> **WHAT IS NEEDED**: Please report every line from the material that contains the word "html".

# SOURCE RECORDS start

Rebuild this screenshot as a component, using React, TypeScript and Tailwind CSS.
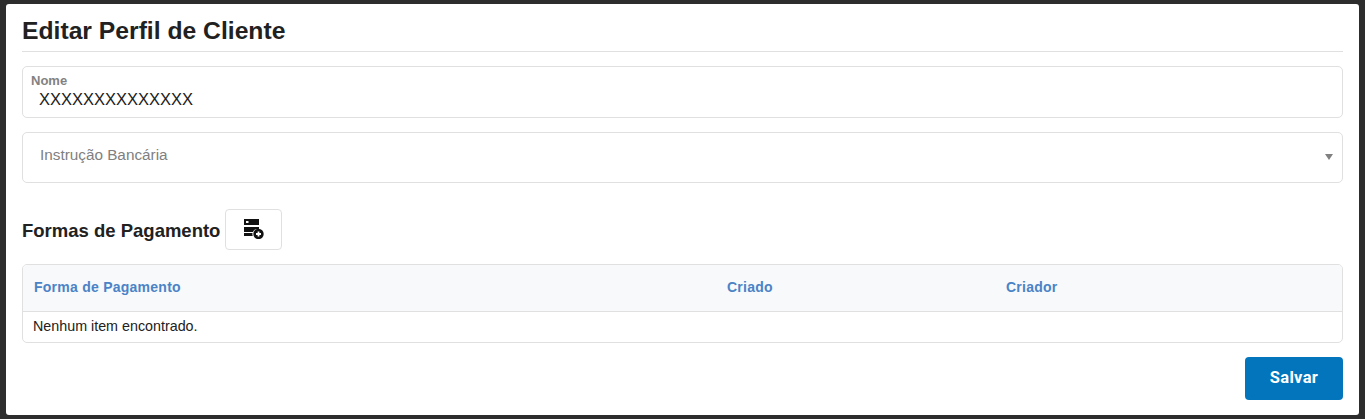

# SOURCE RECORDS end
# SOURCE RECORDS start

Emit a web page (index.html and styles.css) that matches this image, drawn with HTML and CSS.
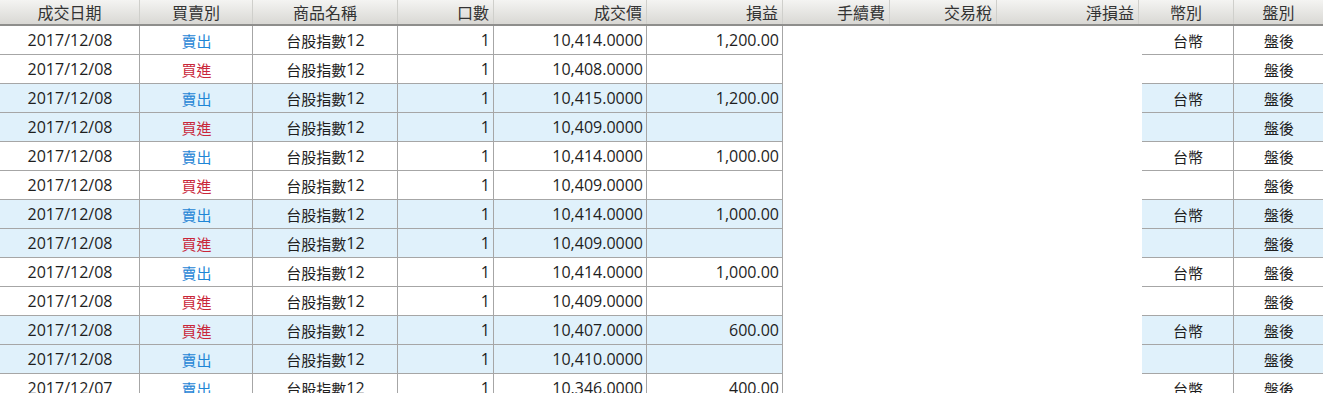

# SOURCE RECORDS end
# SOURCE RECORDS start

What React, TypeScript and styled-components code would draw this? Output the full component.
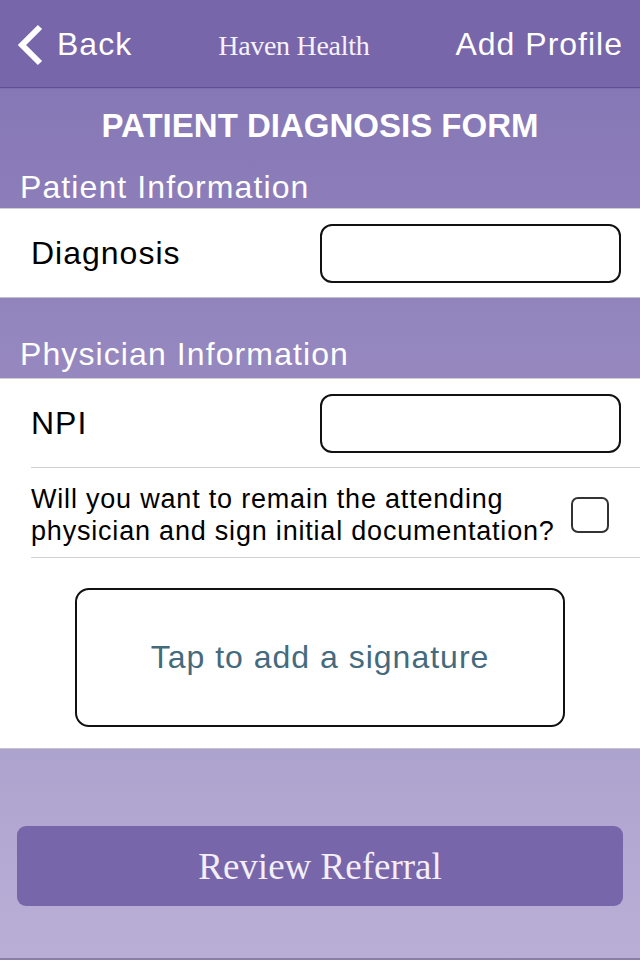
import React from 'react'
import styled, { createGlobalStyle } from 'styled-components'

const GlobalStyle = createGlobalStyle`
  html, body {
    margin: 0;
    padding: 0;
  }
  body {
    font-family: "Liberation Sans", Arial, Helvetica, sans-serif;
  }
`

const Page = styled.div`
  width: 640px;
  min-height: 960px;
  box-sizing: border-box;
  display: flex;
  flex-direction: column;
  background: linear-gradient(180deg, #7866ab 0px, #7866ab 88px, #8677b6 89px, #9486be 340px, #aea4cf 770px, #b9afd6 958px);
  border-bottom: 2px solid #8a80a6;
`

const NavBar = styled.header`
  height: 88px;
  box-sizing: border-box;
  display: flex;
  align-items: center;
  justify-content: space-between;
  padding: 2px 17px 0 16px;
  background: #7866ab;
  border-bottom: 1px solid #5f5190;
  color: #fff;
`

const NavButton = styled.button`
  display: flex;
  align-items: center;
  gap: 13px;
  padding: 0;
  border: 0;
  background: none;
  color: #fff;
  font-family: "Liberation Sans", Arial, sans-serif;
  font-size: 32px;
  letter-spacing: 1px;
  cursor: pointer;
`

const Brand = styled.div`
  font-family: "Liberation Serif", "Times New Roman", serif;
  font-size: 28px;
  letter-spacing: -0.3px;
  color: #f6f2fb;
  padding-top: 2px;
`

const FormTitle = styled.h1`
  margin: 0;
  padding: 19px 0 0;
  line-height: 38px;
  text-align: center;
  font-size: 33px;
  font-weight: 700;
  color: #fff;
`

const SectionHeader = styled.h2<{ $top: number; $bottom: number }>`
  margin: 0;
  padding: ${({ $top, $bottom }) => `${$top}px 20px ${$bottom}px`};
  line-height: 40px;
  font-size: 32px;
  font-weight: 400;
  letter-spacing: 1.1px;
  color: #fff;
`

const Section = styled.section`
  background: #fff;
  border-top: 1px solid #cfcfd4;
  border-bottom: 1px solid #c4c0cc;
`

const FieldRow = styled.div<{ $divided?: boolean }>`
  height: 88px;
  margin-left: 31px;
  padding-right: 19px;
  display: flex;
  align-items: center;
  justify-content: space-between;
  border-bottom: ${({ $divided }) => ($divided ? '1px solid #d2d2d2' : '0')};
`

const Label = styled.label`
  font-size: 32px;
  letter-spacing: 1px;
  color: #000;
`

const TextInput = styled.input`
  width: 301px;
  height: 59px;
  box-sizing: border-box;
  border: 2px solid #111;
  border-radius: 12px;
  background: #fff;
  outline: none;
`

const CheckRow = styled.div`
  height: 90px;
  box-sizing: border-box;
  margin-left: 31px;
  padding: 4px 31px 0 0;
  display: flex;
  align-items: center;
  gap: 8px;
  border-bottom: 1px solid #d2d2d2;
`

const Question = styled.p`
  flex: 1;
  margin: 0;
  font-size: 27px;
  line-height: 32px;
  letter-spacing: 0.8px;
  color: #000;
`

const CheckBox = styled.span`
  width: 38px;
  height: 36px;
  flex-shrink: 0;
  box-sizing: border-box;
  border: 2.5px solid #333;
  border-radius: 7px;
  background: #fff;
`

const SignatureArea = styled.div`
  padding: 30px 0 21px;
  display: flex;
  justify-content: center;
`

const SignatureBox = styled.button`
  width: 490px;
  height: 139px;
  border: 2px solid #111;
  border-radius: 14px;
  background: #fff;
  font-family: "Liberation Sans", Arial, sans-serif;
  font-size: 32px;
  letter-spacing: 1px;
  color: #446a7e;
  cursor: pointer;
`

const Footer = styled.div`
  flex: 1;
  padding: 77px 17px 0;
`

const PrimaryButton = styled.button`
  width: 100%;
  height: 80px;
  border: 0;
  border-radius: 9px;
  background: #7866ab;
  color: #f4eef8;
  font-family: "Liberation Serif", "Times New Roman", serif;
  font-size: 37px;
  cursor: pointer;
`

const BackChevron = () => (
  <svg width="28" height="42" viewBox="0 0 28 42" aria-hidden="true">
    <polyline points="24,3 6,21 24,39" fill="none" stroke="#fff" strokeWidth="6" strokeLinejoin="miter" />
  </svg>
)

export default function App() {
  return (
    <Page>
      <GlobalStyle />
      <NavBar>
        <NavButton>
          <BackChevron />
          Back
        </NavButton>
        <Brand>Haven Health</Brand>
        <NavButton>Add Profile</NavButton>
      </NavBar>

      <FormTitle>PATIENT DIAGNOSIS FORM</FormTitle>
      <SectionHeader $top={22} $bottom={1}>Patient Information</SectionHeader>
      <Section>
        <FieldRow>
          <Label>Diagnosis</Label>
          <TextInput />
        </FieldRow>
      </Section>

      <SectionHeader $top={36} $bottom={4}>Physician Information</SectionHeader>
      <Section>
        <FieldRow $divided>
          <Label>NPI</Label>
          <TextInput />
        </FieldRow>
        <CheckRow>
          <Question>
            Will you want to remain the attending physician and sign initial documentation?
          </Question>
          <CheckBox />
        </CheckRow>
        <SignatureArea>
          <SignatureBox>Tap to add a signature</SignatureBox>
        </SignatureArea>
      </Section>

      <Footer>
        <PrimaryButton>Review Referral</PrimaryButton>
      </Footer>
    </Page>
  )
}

# SOURCE RECORDS end

> **RESULT OF THE EXERCISE**:
Emit a web page (index.html and styles.css) that matches this image, drawn with HTML and CSS.
  html, body {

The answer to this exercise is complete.